Two weeks after the end of the 2007 fall semester, senior art major Laura Lee received a troubling e-mail.
It was from a professor of a literature class she thought she had finished, and it was accusing her of plagiarizing from a scholarly article.
Lee contested the accusation, arguing that she had never seen the alleged article and was not even able to gain access to it when selecting the link her professor had included in the e-mail.
But her professor maintained the accusation. Lee was concerned.
She said she felt her professor was using the threat of plagiarism in a “manipulative way.”
“She wasn’t being professional about using her power as a professor to accuse someone of plagiarism,” she said.
Lee said her professor failed to ever submit a scholastic dishonesty report to the University.
The incident wasn’t resolved until earlier this semester when her former professor dropped the accusation and awarded her paper a ‘B.’
Lee said her teacher didn’t properly explain the grade, and the experience left her discouraged.
“It was a good student’s worst nightmare,” she said.
Sharon Dzik, director of the Office for Student Conduct and Academic Integrity, said there were about 120 cases of academic dishonesty reported at the University during the 2006-2007 academic year, based on a survey conducted for a pending report by her office.
Dzik said slightly more than half of these were plagiarism cases, and that the number is “fairly consistent” with other years.
However, Dzik said this may not account for total incidences of plagiarism.
“I think there’s more plagiarism and cheating going on than is reported to our office,” Dzik said.
On its Web site, the office for student conduct and academic integrity provides a formula for faculty, outlining “What to do when you suspect or encounter scholastic dishonesty.”
For incidents of suspected plagiarism, the Web site first lists some common indicators and dead giveaways, and then suggests methods of confirming that a work was plagiarized. Some of these include using Google to search for a suspicious passage, approaching the alleged plagiarizer and using Turnitin.com.

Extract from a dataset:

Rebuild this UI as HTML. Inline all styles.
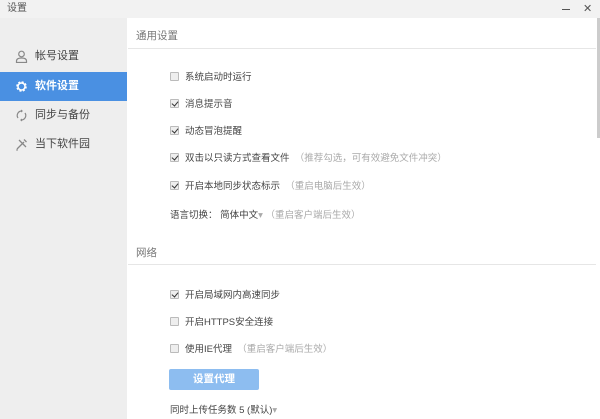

Faculty members are then instructed to submit a scholastic dishonesty form to the office. Dzik said this is often where things go wrong.
In many cases, such as Lee’s, the scholastic dishonesty reports don’t make it to the OSCAI.
Dzik attributes this to three factors: Instructors aren’t aware OSCAI exists; instructors submit the report to their college but it is never forwarded to OSCAI; and instructors think submitting the report to OSCAI is too severe a penalty.
“I think some faculty view it as additional punishment, instead of just a regular reporting mechanism,” she said.
In this case, Dzik said instructors often use the incident as a “teachable moment” to explain to students exactly what they did wrong.
While instructors at the College of Liberal Arts are encouraged to submit a formal report in cases of academic dishonesty, it isn’t required, Meaghan Thul, assistant to the assistant dean of student services at CLA, said.
“We definitely want them to,” she said. “But we don’t have a mechanism for penalizing them if they don’t.”
Thul said if an instructor fails to submit a formal report and a student brings it to the University’s attention, she contacts the instructor and encourages them to do so. However, Thul said this has only happened once in her three years at the University.
Dzik said she is working to make the system more uniform. She plans to hold meetings with individual University colleges, to address any problems with clarity in the reporting system.
Dzik said her office is also trying to make its Web site more user-friendly.
“I know that sounds simplistic, but in this day and age, the Web is really where people go for information,” she said. “If our Web site isn’t clear on what you should do to report things, then we really have to work on that.”
Dzik said her office will conduct focus groups with faculty and students to clarify confusion with the site.
Though not all incidences of academic dishonesty make their way to the OSCAI, Dzik emphasized that doesn’t translate to any significant problem at the University in comparison to other schools.
Overall, Dzik said academic dishonesty at the University is low.
But in the age of the Internet, Dzik said plagiarism is a “problem in general.”
“I think the way people are obtaining information is a big problem,” she said.